As output increases, long run average cost falls
What is Diseconomies of scale?
As output increases, long run average cost rises
Can firms suffer from diminishing returns in the long run?
- No as diminishing returns only occurs in the short run, and firms can increase their plant size in the long run to prevent it
- However, they can still suffer from diseconomies of scale
What is the L-shaped LRAC curve?
- It suggests that to begin with, as output increases, costs per unit falls due to the firm benefiting from economies of scale
- However, the curve stays constant instead of rising up again
- This is because even if there are diseconomies of scale such as if the marginal costs increase, they are cancelled out by economies of scale gained from technical or production factors
How does the minimum scale of production link to market structure?
- The MES relates to the lowest level of output needed to benefit from economies of scale, and no further economies of scale can be achieved beyond this.
- When MES is low, this allows a large number of firms to operate efficiently due to a low output needed, so there will be many firms
- However, if MES is high, this means economies of scale can only be achieved at a very high level of output, so only a few firms such as monopolies will enter the market
What does a horizontal LRAC curve mean
- There is a constant returns of scale, as there is just a straight line
What are examples of Economies of Scale?
- Risk bearing - Firms becoming richer means they can expand production to many different businesses which they can fall back on
- Managerial - Larger firms can specialise to employ specialist managers to help lower their average costs
- Technological - Larger firms can afford to invest in advanced and productive machinery to help lower their costs
- Purchasing - As a firm is growing in size, they can buy their raw materials in bulk, and as they buy more, they can negotiate unit discounts, so even though their costs increase, they increase at a slower rate than output
What are internal economies of scale?
- As a firm grows, costs are lowered
What are external economies of scale?
- As a firm's industry or market grows, costs are lowered
What are examples of external economies of scale?
- Cluster effect - When a large number of firms locate close to each other, the firms can benefit from each other
- Improvements in roads - Local roads may be improved, so transport costs for local industries will fall
What are examples of diseconomies of scale?
- Control - As a firm becomes larger, it becomes difficult to monitor how productive the workforce is
- Coordination - It's harder to coordinate with each worker when there are thousands of employees
- Communication - Workers may feel alienated and excluded as the firm begins to grow, which could lead to a fall in productivity as they lose motivation
What is the relationship between long run average cost and short run average cost?
- In the long run, a firm can move from one short run cost to another, and each curve has a different scale of capacity fixed in the short run
- The LRAC curve shifts when there are external economies of scale
- The SRAC curve falls and then rises due to diminishing returns, but in the LRAC curve, costs change due to economies and diseconomies of scale
- If SRAC= LRAC, the firm can vary all factor inputs \
What is the optimum firm size?
- The size of the firm at the lowest point of the firm's LRAC curve, and this is productively efficient
What are the reasons for different shapes of the curves?

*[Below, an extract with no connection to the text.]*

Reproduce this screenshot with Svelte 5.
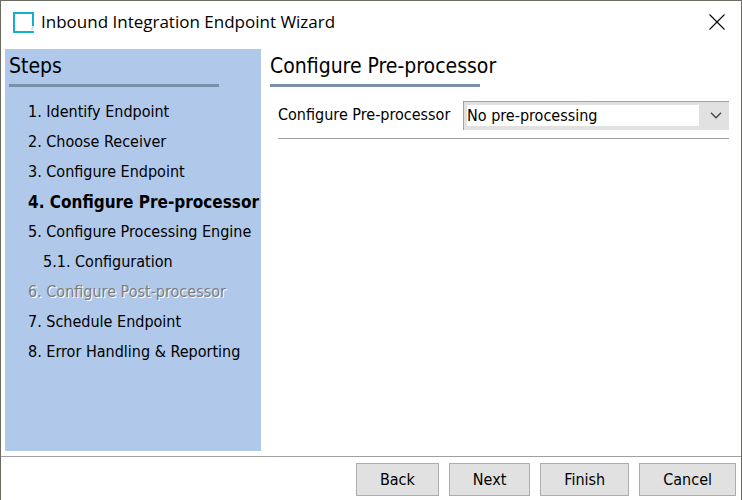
<script>
  const steps = [
    { label: '1. Identify Endpoint' },
    { label: '2. Choose Receiver' },
    { label: '3. Configure Endpoint' },
    { label: '4. Configure Pre-processor', current: true },
    { label: '5. Configure Processing Engine' },
    { label: '5.1. Configuration', sub: true },
    { label: '6. Configure Post-processor', disabled: true },
    { label: '7. Schedule Endpoint' },
    { label: '8. Error Handling & Reporting' }
  ];

  let processor = $state('none');
</script>

<main class="window">
  <header class="titlebar">
    <svg class="logo" width="21" height="21" viewBox="0 0 21 21" aria-hidden="true">
      <path d="M20 14V1H1v19h20" fill="none" stroke="#12b0cb" stroke-width="2" />
      <path d="M18 17h2M19 15h2" stroke="#7fd3e0" />
    </svg>
    <span class="title">Inbound Integration Endpoint Wizard</span>
    <button class="close" type="button" aria-label="Close">
      <svg width="16" height="16" viewBox="0 0 16 16" aria-hidden="true">
        <path d="M.5.5l15 15M15.500.5l-15 15" stroke="#000" stroke-width="1.100" />
      </svg>
    </button>
  </header>

  <div class="content">
    <nav class="steps">
      <h2>Steps</h2>
      <ol>
        {#each steps as step}
          <li
            class:current={step.current}
            class:sub={step.sub}
            class:disabled={step.disabled}
            aria-current={step.current ? 'step' : undefined}
          >{step.label}</li>
        {/each}
      </ol>
    </nav>

    <section class="panel">
      <h2>Configure Pre-processor</h2>
      <div class="field">
        <label for="processor">Configure Pre-processor</label>
        <div class="combo">
          <select id="processor" bind:value={processor}>
            <option value="none">No pre-processing</option>
          </select>
          <svg width="12" height="7" viewBox="0 0 12 7" aria-hidden="true">
            <path d="M1 .8l5 5 5-5" fill="none" stroke="#444" stroke-width="1.300" />
          </svg>
        </div>
      </div>
    </section>
  </div>

  <footer class="actions">
    <button type="button">Back</button>
    <button type="button">Next</button>
    <button type="button">Finish</button>
    <button type="button">Cancel</button>
  </footer>
</main>

<style>
  :global(body) {
    margin: 0;
    background: #fff;
  }

  .window {
    box-sizing: border-box;
    display: flex;
    flex-direction: column;
    min-height: 100vh;
    border: 1px solid #6c6b62;
    border-bottom: 0;
    background: #fff;
    color: #000;
    font: 16px/30px Tahoma, "DejaVu Sans Condensed", sans-serif;
  }

  .titlebar {
    display: flex;
    align-items: center;
    height: 42px;
    padding: 0 16px 6px 12px;
  }

  .title {
    flex: 1;
    margin-left: 7px;
    font: 17px/30px "Open Sans", sans-serif;
  }

  .close {
    display: flex;
    padding: 0;
    border: 0;
    background: none;
  }

  .content {
    flex: 1;
    display: flex;
    gap: 9px;
    padding: 0 12px 5px 4px;
  }

  h2 {
    box-sizing: border-box;
    width: 210px;
    margin: 0;
    border-bottom: 3px solid #7a90aa;
    font-size: 21px;
    font-weight: normal;
    line-height: 35px;
    white-space: nowrap;
  }

  .steps {
    box-sizing: border-box;
    width: 256px;
    padding-left: 4px;
    background: #b0c8ea;
  }

  ol {
    margin: 10px 0 0;
    padding-left: 19px;
    list-style: none;
    white-space: nowrap;
  }

  .current {
    font-size: 17px;
    font-weight: bold;
  }

  .sub {
    padding-left: 15px;
  }

  .disabled {
    color: #7d7d7d;
    text-shadow: 1px 1px #fff;
  }

  .panel {
    flex: 1;
  }

  .field {
    display: flex;
    align-items: center;
    gap: 8px;
    margin: 13px 0 0 8px;
    padding-bottom: 8px;
    border-bottom: 1px solid #a0a0a0;
  }

  label {
    min-width: 177px;
  }

  .combo {
    position: relative;
    flex: 1;
  }

  /* white text area on a grey box, the arrow sits in the grey part */
  select {
    appearance: none;
    display: block;
    width: 100%;
    height: 29px;
    padding: 0 34px 0 3px;
    border: 0 solid #a0a0a0;
    border-width: 1px 0 0 1px;
    border-radius: 0;
    background: linear-gradient(#fff, #fff) 3px 3px / calc(100% - 33px) 21px no-repeat #e1e1e1;
    color: #000;
    font: inherit;
    line-height: 28px;
  }

  .combo svg {
    position: absolute;
    top: 11px;
    right: 7px;
    pointer-events: none;
  }

  .actions {
    display: flex;
    justify-content: flex-end;
    gap: 10px;
    padding: 6px 5px 4px;
    border-top: 1px solid #a0a0a0;
  }

  .actions button {
    min-width: 81px;
    height: 33px;
    padding: 0 23px;
    border: 1px solid #adadad;
    background: #e1e1e1;
    color: #000;
    font: inherit;
  }
</style>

- There can be non-symmetrical shapes for the LRAC curve
- When the shape is like this, you can't identify a single optimum firm size
What is total revenue?
- The money a firm ends from selling the total output of a product
- Total revenue= price x quantity
What is average revenue?
- Total revenue/ quantity
- Average revenue just price and it's the firms demand curve, because as price increases, people are deterred from buying, so average revenue falls
What is marginal revenue?
- The addition to total revenue from selling an extra unit of output
- Marginal revenue= change in total revenue/ change in quantity
What is perfect competition?
- Involves a market structure with a large number of buyers and sellers
- They are the price takers as they don't have the ability to set their own prices, and they have no barriers to leave and enter the market. There is also perfect knowledge and information in the market
- Firms in perfect competition will always have to sell their units at the same price.
How are AR and MR in perfect competition?
- They are the same and they are both constant. - If you increase the price, less people will buy your product, but if you decrease the price, other firms will also lower their prices, so you won't make that much profit
How is TR in perfect competition?
- TR will be upward sloping, and increases by 1
What is imperfect competition?
- Involves a market structure with few buyers and sellers
- The firms are the price makers as they have the ability to set their own prices, and there are high barriers to entry and exit
How are AR and MR in imperfect competition?
-In imperfect competition, average revenue and marginal revenue start high but then fall as quantity sold increase s
-AR is not equal to MR for any quantities greater than one.
-MR is twice as steep as AR, so it falls at a faster rate
How is TR in imperfect competition?
- TR rises, hits its peak when MR=0, and then falls
- This is because when MR=0, there is no more extra revenue to be gained, so TR is maximised
What are the functions of money?
- Medium of exchange
- Measure of value
- Method of delayed payment
Why is money a medium of exchange?
- Without money, transactions happened through bartering, where goods and services were traded with each other, but people didn't always get what they wanted
- Exchanges could only happen if there was a double coincidence of wants a party has what you want and you have what they want
Why is money a method of deferred payment?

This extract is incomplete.